On Homeland and the Moral Argument

Published in the May-June 2014 edition of Sorted Magazine

Published in the May-June 2014 edition of Sorted Magazine

I recently started watching Homeland. I think it was the combination of Damian Lewis donning US military uniform again as well as the award nominations that provoked my curiosity. And wow. I don’t know what I was expecting, but it wasn’t what I found myself watching. Homeland is brutal. Sure, there’s the violence and the sex etc. but it was the uncertainty of the plot that was most assaulting. I wasn’t sure who to cheer for. But I kept watching, certain that at any moment Captain Winters would emerge and save the day.

Stories surrounding military conflicts – be it Band of Brothers or Homeland – are gripping because they are stories of struggle. If truth, hope, and beauty are lights that guide us then in wartime those things can become awfully dim. How people struggle to find that light through the chaos is the stuff of inspiration to authors and screenwriters.

War for those involved in them is not a neat thought experiment but rather a brutal testing ground of all that you believe and hold to be true. Perhaps this is why those that cling on to hope through turmoil provide us with some of the greatest film plots.

But you don’t need to have been to war to know the struggle for the good and true is within us. Even in the day-to-day rhythm of life we can ask ourselves what the purpose of our existence is all about. War may present these questions both suddenly and acutely but equally the monotony of life can provoke the formation of an unshakeable question: ‘why?’ ‘What’s the point?’

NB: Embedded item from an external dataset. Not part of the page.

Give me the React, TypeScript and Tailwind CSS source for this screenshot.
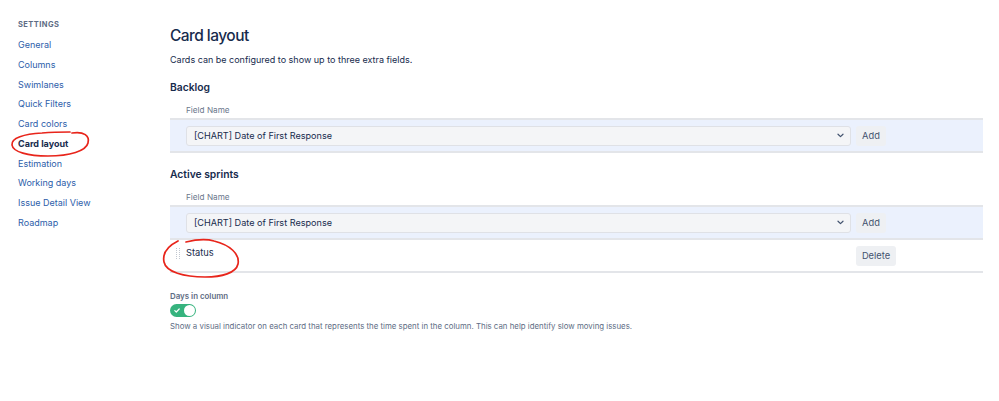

When we watch stories of triumph over despair on our screens we watch them actively looking for resolution. We want the hero to win, to overcome the odds, to persevere at all costs. Be it Batman, or Oskar Schindler, or Andy Dufresne – we long for the good to defeat the bad. There is something within us that agrees that it is right and noble to seek and strive for the good of a cause, a person, or an ideal.

That we all believe in a concept of goodness points us to a greater reality. The desire to cheer for a winner, the good side, makes perfect sense if there is, ultimately a good side.

It is a worthwhile thing to strive for the good and lament the wrong but the advantage the person of faith has an advantage here. For him, the entire framework of right and wrong makes sense being grounded in God.

Without God – as moral standard-setter – we can cheer for a winner but how can we ever be sure we’re cheering for the right side? If there is no standard to judge by, no ultimate right and wrong, then is there really any such thing as a right side at all or is our belief in goodness just a construct or perhaps based only on group consensus? Here’s hoping you’re in the right group – and the strongest and largest group – if that’s the case, because history points out that there the majority often get their way.

The moral tensions teased out on our screens taps into a deep desire in all of us, a desire based on an understanding of some kind of moral code, an order. That these things resonate so strongly with us suggest that we are wired in such a way to know right from wrong, which in turn points to a standard beyond ourselves and our cultures.

God provides a grounding point for morality that makes sense of this world as we experience it. Our searches for meaning that come from within ultimately point us to look outside of ourselves and outside of this world. The moral clues in all of us serve as a signpost to the true nature of reality. And with morality secured, there is hope that the winning side may be found and known.

Now, if only I could work out who is on that winning side in Homeland. But that will have to wait for another season or two I fear.